R. E. Clark, the named insured, testified that his son had used the automobile theretofore if nobody else was using it, apparently on numerous occasions, but by asking and obtaining permission to do so from either his father or his mother. The father testified further that he was aware of the fact that, on some of such occasions, Paul Jefferson, Jr., and others of his son's friends had ridden with him in the automobile.

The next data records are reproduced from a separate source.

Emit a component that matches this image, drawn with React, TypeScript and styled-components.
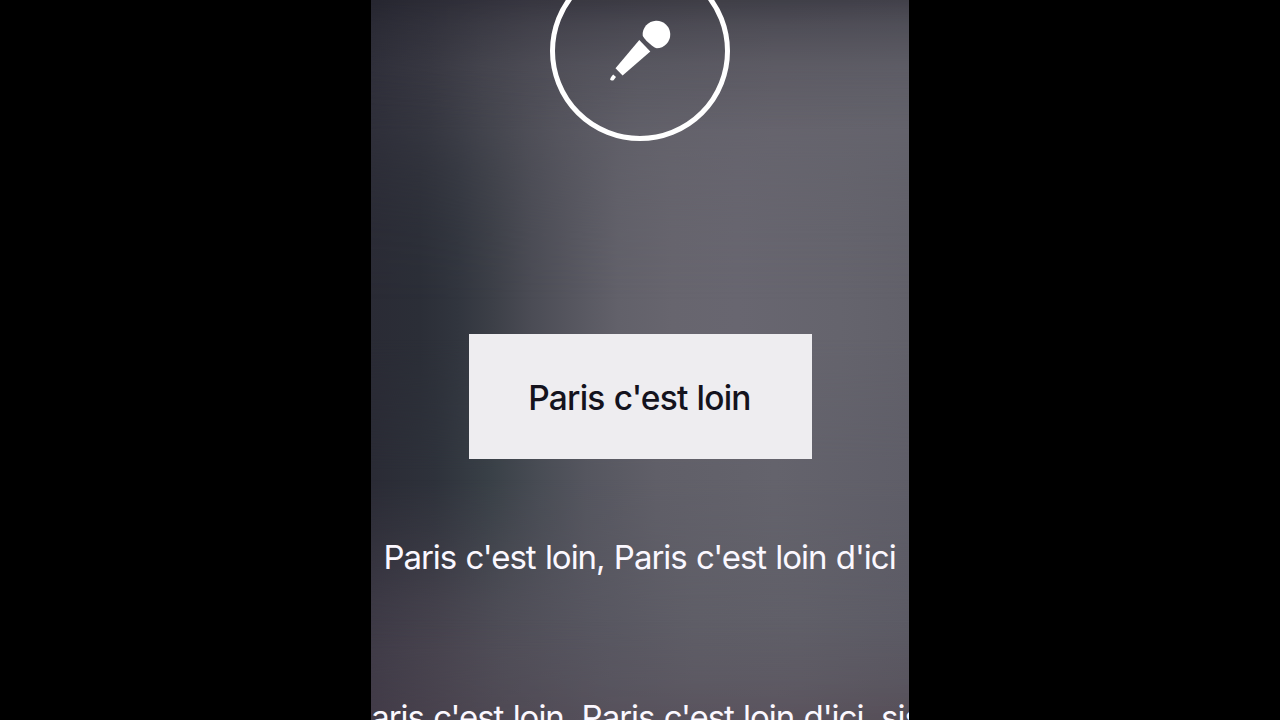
import styled, { createGlobalStyle } from "styled-components";

const GlobalStyle = createGlobalStyle`
  body {
    background: #000;
    margin: 0;
    overflow: hidden;
  }
`
const Wrapper = styled.div`
  background: #000;
  display: flex;
  height: 100vh;
  justify-content: center;
  overflow: hidden;
`
const Screen = styled.main`
  align-items: center;
  background: linear-gradient(90deg, #2a2b35 0%, #2b2e37 9%, #31353e 16%, #3d4048 23%, #4b4c55 30%, #575760 38%, #62616a 46%, #67656e 56%, #686670 68%, #65646d 87%, #62616a 100%);
  display: flex;
  flex-direction: column;
  font-family: Inter, "Liberation Sans", sans-serif;
  height: 720px;
  isolation: isolate;
  overflow: hidden;
  position: relative;
  width: 538px;
`
// the backdrop is the blurred cover, lighter on top and warmer at the bottom
const Shade = styled.div<{ $colors: string; $mask: string }>`
  background: linear-gradient(90deg, ${({ $colors }) => $colors});
  inset: 0;
  mask-image: linear-gradient(180deg, ${({ $mask }) => $mask});
  position: absolute;
  z-index: -1;
`
const Badge = styled.div`
  border: 5px solid #fff;
  border-radius: 50%;
  box-sizing: border-box;
  flex: none;
  height: 180px;
  margin-top: -39px;
  padding: 45px;
  width: 180px;
`
const Mic = styled.svg`
  display: block;
  fill: #fff;
  height: 80px;
  margin-top: -1px;
  width: 80px;
`
const Highlight = styled.div`
  align-items: center;
  background: #eeedf0;
  box-sizing: border-box;
  color: #14131d;
  display: flex;
  flex: none;
  height: 125px;
  justify-content: center;
  margin-top: 193px;
  padding-top: 3px;
  width: 343px;
`
const Line = styled.p<{ $active?: boolean }>`
  color: ${({ $active }) => ($active ? "#14131d" : "#fbf8ff")};
  flex: none;
  font-size: ${({ $active }) => ($active ? "33.5px" : "33px")};
  font-weight: ${({ $active }) => ($active ? 500 : 400)};
  letter-spacing: ${({ $active }) => ($active ? "-0.8px" : "-1.02px")};
  line-height: 40px;
  margin: 0 1px 0 0;
  white-space: nowrap;
  word-spacing: 1px;
`
const Upcoming = styled.div`
  align-items: center;
  display: flex;
  flex: none;
  flex-direction: column;
  gap: 120px;
  margin-top: 78px;
`

const lyrics = [
  "Paris c'est loin, Paris c'est loin d'ici",
  "Paris c'est loin, Paris c'est loin d'ici, sisi",
];

const Backdrop = () => (
  <>
    <Shade
      $colors="#32323d 0%, #3b3b45 11%, #494952 21%, #57565f 35%, #605f68 50%, #65636c 75%, #65646d 100%"
      $mask="#000 0, #000 70px, rgba(0, 0, 0, 0.75) 110px, rgba(0, 0, 0, 0.35) 170px, rgba(0, 0, 0, 0.12) 230px, transparent 300px"
    />
    <Shade
      $colors="#2a2b35 0%, #2e323b 12%, #394047 22%, #484c54 31%, #55565f 40%, #605f68 53%, #64636c 75%, #5f5e68 100%"
      $mask="transparent 340px, #000 470px"
    />
    <Shade
      $colors="#403c48 0%, #48444f 12%, #504e58 24%, #585761 42%, #5f5e67 60%, #605f68 80%, #5c5b65 100%"
      $mask="transparent 480px, rgba(0, 0, 0, 0.3) 530px, rgba(0, 0, 0, 0.8) 600px, #000 650px"
    />
    <Shade
      $colors="#433b48 0%, #4d4651 20%, #564f5a 45%, #59505b 75%, #554b54 100%"
      $mask="transparent 620px, rgba(0, 0, 0, 0.3) 680px, #000 740px"
    />
    <Shade
      $colors="#262630 0%, #373640 30%, #3f3e47 65%, #42414a 100%"
      $mask="#000 0, rgba(0, 0, 0, 0.6) 25px, rgba(0, 0, 0, 0.22) 65px, transparent 130px"
    />
  </>
)

const App = () => {
  return(
    <Wrapper>
      <GlobalStyle/>
      <Screen>
        <Backdrop/>
        <Badge>
          <Mic viewBox="0 0 80 80">
            <path d="M42.7 25.3A13.8 13.8 0 1 1 56.7 38.3C53.5 38 42.9 28.5 42.7 25.3Z"/>
            <path d="M39.3 30L50.3 41.4L22.6 65.5L15.5 58.3Z"/>
            <path d="M13.2 64.4L16 67L13.6 70.2Q11.3 71.2 10.2 69.8Q9.7 68.2 13.2 64.4Z"/>
          </Mic>
        </Badge>
        <Highlight>
          <Line $active>Paris c'est loin</Line>
        </Highlight>
        <Upcoming>
          {lyrics.map((text) => <Line key={text}>{text}</Line>)}
        </Upcoming>
      </Screen>
    </Wrapper>
  )
}
export default App
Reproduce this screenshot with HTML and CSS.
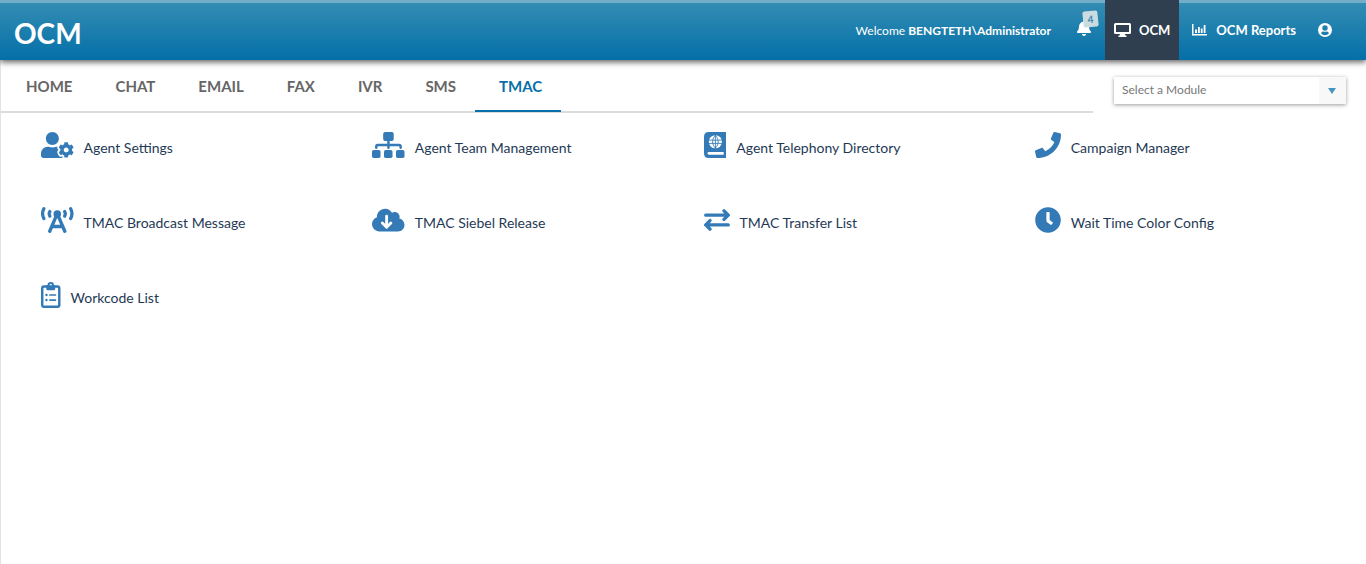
FILE: index.html
```html
<!DOCTYPE html>
<html lang="en">
<head>
<meta charset="utf-8">
<title>OCM</title>
<link rel="stylesheet" href="styles.css">
</head>
<body>
<header class="topbar">
  <a class="brand" href="#">OCM</a>
  <span class="welcome">Welcome <strong>BENGTETH\Administrator</strong></span>
  <button class="alerts" type="button" aria-label="Notifications">
    <svg class="bell" viewBox="0 0 448 512"><path d="M224 512c35.32 0 63.97-28.65 63.97-64H160.03c0 35.35 28.65 64 63.97 64zm215.39-149.71c-19.32-20.76-55.47-51.99-55.47-154.29 0-77.7-54.48-139.9-127.94-155.16V32c0-17.67-14.32-32-31.98-32s-31.98 14.33-31.98 32v20.84C118.56 68.1 64.08 130.3 64.08 208c0 102.3-36.15 133.53-55.47 154.29-6 6.45-8.66 14.16-8.61 21.71.11 16.4 12.98 32 32.1 32h383.8c19.12 0 32-15.6 32.1-32 .05-7.55-2.61-15.27-8.61-21.71z"/></svg>
    <span class="badge">4</span>
  </button>
  <nav class="apps" aria-label="Applications">
    <a class="app app-active" href="#">
      <svg class="app-icon" viewBox="0 0 17 16"><path fill-rule="evenodd" d="M1.5 1h14A1.5 1.5 0 0 1 17 2.500v8A1.500 1.500 0 0 1 15.500 12H11l.4 1.500h1.100v1.500h-8v-1.500h1.100L6 12H1.500A1.500 1.500 0 0 1 0 10.500v-8A1.500 1.500 0 0 1 1.500 1zM2 3v7h13V3z"/></svg>
      OCM
    </a>
    <a class="app" href="#">
      <svg class="app-icon" viewBox="0 0 16 16"><path d="M.5 2H2v10h13.500v1.500H.500zM3.500 7.500h2V11h-2zM6.500 5h1.800v6H6.500zM9.300 6.500h1.800V11H9.300zM12.200 3H14v8h-1.800z"/></svg>
      OCM Reports
    </a>
    <a class="app" href="#" aria-label="Account">
      <svg class="user-icon" viewBox="0 0 14 14"><path fill-rule="evenodd" d="M7 0a7 7 0 1 1 0 14A7 7 0 0 1 7 0zm0 2.300a2.700 2.700 0 1 0 0 5.400 2.700 2.700 0 0 0 0-5.400zM3 10.300a5 5 0 0 0 8 0C10.500 9 9.500 8.500 8.600 8.500a5 5 0 0 1-3.200 0C4.500 8.500 3.500 9 3 10.300z"/></svg>
    </a>
  </nav>
</header>
<main class="page">
  <div class="toolbar">
    <nav class="tabs" aria-label="Sections">
      <a class="tab" href="#">HOME</a>
      <a class="tab" href="#">CHAT</a>
      <a class="tab" href="#">EMAIL</a>
      <a class="tab" href="#">FAX</a>
      <a class="tab" href="#">IVR</a>
      <a class="tab" href="#">SMS</a>
      <a class="tab tab-active" href="#" aria-current="page">TMAC</a>
    </nav>
    <div class="picker">
      <select class="module" aria-label="Module"><option>Select a Module</option></select>
      <svg class="caret" viewBox="0 0 8 6"><path d="M0 0h8L4 6z"/></svg>
    </div>
  </div>
  <div class="modules">
    <a class="item" href="#">
      <svg class="icon" viewBox="0 0 640 512"><path d="M610.5 373.3c2.6-14.1 2.6-28.5 0-42.6l25.8-14.9c3-1.7 4.3-5.2 3.3-8.5-6.7-21.6-18.2-41.2-33.2-57.4-2.3-2.5-6-3.1-9-1.400l-25.800 14.900c-10.900-9.300-23.400-16.500-36.900-21.300v-29.800c0-3.400-2.400-6.400-5.700-7.100-22.300-5-45-4.800-66.200 0-3.300.7-5.700 3.700-5.700 7.100v29.800c-13.500 4.800-26 12-36.900 21.300l-25.800-14.900c-2.900-1.700-6.700-1.100-9 1.400-15 16.200-26.500 35.800-33.200 57.400-1 3.300.4 6.800 3.300 8.500l25.800 14.900c-2.600 14.100-2.600 28.500 0 42.600l-25.800 14.900c-3 1.700-4.300 5.200-3.300 8.500 6.700 21.600 18.200 41.100 33.200 57.400 2.300 2.500 6 3.100 9 1.400l25.800-14.900c10.900 9.300 23.400 16.500 36.900 21.300v29.800c0 3.400 2.400 6.400 5.700 7.100 22.300 5 45 4.800 66.200 0 3.300-.7 5.700-3.700 5.700-7.100v-29.800c13.500-4.800 26-12 36.900-21.300l25.800 14.900c2.900 1.700 6.700 1.100 9-1.400 15-16.200 26.500-35.800 33.200-57.400 1-3.300-.4-6.800-3.300-8.500l-25.800-14.900zM496 400.500c-26.800 0-48.500-21.800-48.500-48.500s21.800-48.500 48.500-48.500 48.500 21.800 48.500 48.500-21.700 48.500-48.500 48.500zM224 256c70.700 0 128-57.300 128-128S294.700 0 224 0 96 57.300 96 128s57.300 128 128 128zm201.200 226.500c-2.300-1.200-4.600-2.600-6.800-3.900l-7.900 4.600c-6 3.400-12.800 5.300-19.600 5.300-10.900 0-21.400-4.600-28.900-12.600-18.300-19.800-32.300-43.900-40.200-69.600-5.500-17.700 1.900-36.400 17.900-45.700l7.900-4.600c-.1-2.600-.1-5.200 0-7.800l-7.900-4.600c-16-9.200-23.400-28-17.900-45.700.9-2.900 2.200-5.800 3.200-8.700-3.800-.3-7.500-1.200-11.400-1.200h-16.700c-22.200 10.200-46.900 16-72.900 16s-50.600-5.800-72.900-16h-16.700C60.200 288 0 348.200 0 422.400V464c0 26.500 21.500 48 48 48h352c10.100 0 19.500-3.200 27.200-8.500-1.200-3.800-2-7.700-2-11.800v-9.200z"/></svg>
      <span class="label">Agent Settings</span>
    </a>
    <a class="item" href="#">
      <svg class="icon" viewBox="0 0 640 512"><rect x="220" y="0" width="208" height="176" rx="40"/><rect x="0" y="352" width="168" height="160" rx="36"/><rect x="236" y="352" width="168" height="160" rx="36"/><rect x="472" y="352" width="168" height="160" rx="36"/><path class="line" stroke-width="48" d="M324 140v170M84 310v-22q0-32 32-32h416q32 0 32 32v22"/></svg>
      <span class="label">Agent Team Management</span>
    </a>
    <a class="item" href="#">
      <svg class="icon" viewBox="0 0 448 512"><path fill-rule="evenodd" d="M96 0h328q24 0 24 24v336q0 16-13 23v66q13 5 13 26v13q0 24-24 24H96Q0 512 0 416V96Q0 0 96 0zm0 392a28 28 0 0 0 0 56h292v-56z"/><circle class="cut" cx="224" cy="192" r="130"/><path class="line" stroke-width="17" d="M100 160h248M100 224h248M224 68v248M224 68c-76 72-76 176 0 248M224 68c76 72 76 176 0 248"/></svg>
      <span class="label">Agent Telephony Directory</span>
    </a>
    <a class="item" href="#">
      <svg class="icon" viewBox="0 0 512 512"><path d="M493.400 24.600l-104-24c-11.300-2.600-22.900 3.300-27.500 13.900l-48 112c-4.200 9.800-1.400 21.300 6.900 28l60.600 49.600c-36 76.700-98.900 140.500-177.200 177.200l-49.600-60.600c-6.800-8.300-18.200-11.100-28-6.900l-112 48C3.900 366.500-2 378.100.6 389.400l24 104C27.100 504.200 36.700 512 48 512c256.100 0 464-207.500 464-464 0-11.200-7.700-20.900-18.600-23.400z"/></svg>
      <span class="label">Campaign Manager</span>
    </a>
    <a class="item" href="#">
      <svg class="icon" viewBox="0 0 640 512"><circle cx="320" cy="136" r="74"/><path class="line" stroke-width="66" d="M172 478L320 130 468 478M230 384h180"/><path class="line" stroke-width="64" d="M56 34c-32 62-32 132 0 194M584 34c32 62 32 132 0 194M174 90q-26 45 0 90M466 90q26 45 0 90"/></svg>
      <span class="label">TMAC Broadcast Message</span>
    </a>
    <a class="item" href="#">
      <svg class="icon" viewBox="0 0 640 512"><path d="M537.600 226.600c4.100-10.700 6.400-22.400 6.400-34.600 0-53-43-96-96-96-19.700 0-38.100 6-53.300 16.200C367 64.200 315.300 32 256 32c-88.400 0-160 71.600-160 160 0 2.700.1 5.400.2 8.100C40.200 219.800 0 273.200 0 336c0 79.500 64.500 144 144 144h368c70.700 0 128-57.300 128-128 0-61.900-44-113.600-102.400-125.400z"/><path class="line cut-line" stroke-width="56" d="M288 180v210M204 314l84 84 84-84"/></svg>
      <span class="label">TMAC Siebel Release</span>
    </a>
    <a class="item" href="#">
      <svg class="icon" viewBox="0 0 512 512"><path class="line" stroke-width="66" d="M34 160h436M394 76l84 84-84 84M478 352H42M118 268l-84 84 84 84"/></svg>
      <span class="label">TMAC Transfer List</span>
    </a>
    <a class="item" href="#">
      <svg class="icon" viewBox="0 0 512 512"><path d="M256 4C117 4 4 117 4 256s113 252 252 252 252-113 252-252S395 4 256 4zm92.500 317l-20 25a16 16 0 0 1-22.500 2.500l-67-49.700a40 40 0 0 1-15-31.300V112a16 16 0 0 1 16-16h32a16 16 0 0 1 16 16v144l58 42.500a16 16 0 0 1 2.500 22.500z"/></svg>
      <span class="label">Wait Time Color Config</span>
    </a>
    <a class="item" href="#">
      <svg class="icon" viewBox="0 0 384 512"><rect class="line" stroke-width="48" x="24" y="88" width="336" height="400" rx="34"/><path fill-rule="evenodd" d="M104 64h24a64 64 0 0 1 128 0h24v76q0 20-20 20H124q-20 0-20-20zm88-24a24 24 0 1 0 0 48 24 24 0 0 0 0-48z"/><circle cx="108" cy="256" r="24"/><circle cx="108" cy="356" r="24"/><path class="line" stroke-width="34" d="M176 256h108M176 356h108"/></svg>
      <span class="label">Workcode List</span>
    </a>
  </div>
</main>
</body>
</html>
```
FILE: styles.css
```css
* { box-sizing: border-box; }

body {
  margin: 0;
  min-height: 100vh;
  display: flex;
  flex-direction: column;
  background: #fff;
  font-family: Lato, "Open Sans", sans-serif;
  font-size: 14px;
}

a { color: inherit; text-decoration: none; }

.topbar {
  display: flex;
  align-items: center;
  height: 60px;
  padding-left: 14px;
  padding-right: 24px;
  color: #fff;
  fill: #fff;
  background: linear-gradient(#73adc9 3px, #338cb3 3px, #0470a8);
  box-shadow: 0 2px 6px rgba(0, 0, 0, 0.65);
  position: relative;
}

.brand {
  margin-right: auto;
  padding-top: 6px;
  font-size: 28px;
  font-weight: 700;
}

.welcome { font-size: 12px; }

.alerts {
  position: relative;
  display: flex;
  width: 54px;
  height: 60px;
  padding: 20px 0 0 26px;
  border: 0;
  background: none;
  fill: #fff;
}

.bell { width: 14px; height: 16px; }

.badge {
  position: absolute;
  top: 11px;
  left: 32px;
  width: 15px;
  height: 16px;
  border-radius: 2px;
  background: #cbdbe2;
  color: #3d88b0;
  font: 700 10px/16px Lato, sans-serif;
  text-align: center;
  transform: rotate(-6deg);
}

.apps { display: flex; font-size: 13px; font-weight: 700; }

.app {
  display: flex;
  align-items: center;
  gap: 8px;
  height: 60px;
  padding: 0 10px 0 12px;
}

.app-active { padding: 0 9px; background: #2f3f50; }
.app-icon { width: 17px; height: 16px; }
.user-icon { width: 14px; height: 14px; }

.page { flex: 1; border-left: 1px solid #dfe4e9; }

.toolbar {
  display: flex;
  align-items: flex-start;
}

.tabs {
  display: flex;
  width: 80%;
  height: 53px;
  padding-left: 1px;
  border-bottom: 2px solid #dcdcdc;
}

.tab {
  height: 52px;
  padding: 16px 19px 0 24px;
  color: #666;
  font-size: 15px;
  font-weight: 700;
  line-height: 20px;
}

.tab-active { color: #0871a9; border-bottom: 2px solid #0871a9; }

.picker {
  position: relative;
  flex: 1;
  margin: 17px 20px 0 21px;
}

.module {
  display: block;
  appearance: none;
  width: 100%;
  height: 27px;
  padding: 0 8px 2px;
  border: 0;
  border-radius: 0;
  background: linear-gradient(to left, #f8f8f8 27px, #fff 27px);
  box-shadow: 0 1px 4px rgba(0, 0, 0, 0.4);
  color: #777;
  font: 12px Lato, sans-serif;
}

.caret {
  position: absolute;
  top: 11px;
  right: 10px;
  width: 8px;
  height: 6px;
  fill: #4596bf;
  pointer-events: none;
}

.modules {
  display: grid;
  grid-template-columns: repeat(4, 1fr);
  row-gap: 49px;
  padding: 19px 20px;
}

.item {
  display: flex;
  align-items: center;
  gap: 10px;
  height: 26px;
  padding-left: 20px;
  color: #1f3a56;
}

.icon { height: 26px; fill: #337ab7; stroke: none; }
.label { padding-top: 5px; line-height: 20px; }

.line {
  fill: none;
  stroke: #337ab7;
  stroke-linecap: round;
  stroke-linejoin: round;
}

.cut { fill: #fff; }
.cut-line { stroke: #fff; }
```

When asked whether he never denied permission to his son to use the automobile when nobody else was using it, the father testified: 'Well, in the absence of some disciplinary reason or some other reason that is probably true.' When asked if his son could use the automobile without express permission if neither of his parents was at home, R. E. Clark, the named insured, replied: 'Yes, he would feel free to take it if neither one of us is there or not and there is usually someone there.' Perhaps this particular testimony is of quite limited relevancy because cause there is no question about the fact that James B. Clark, the son, had express permission from his father, the named insured, to use and drive the automobile during the evening in question in this case.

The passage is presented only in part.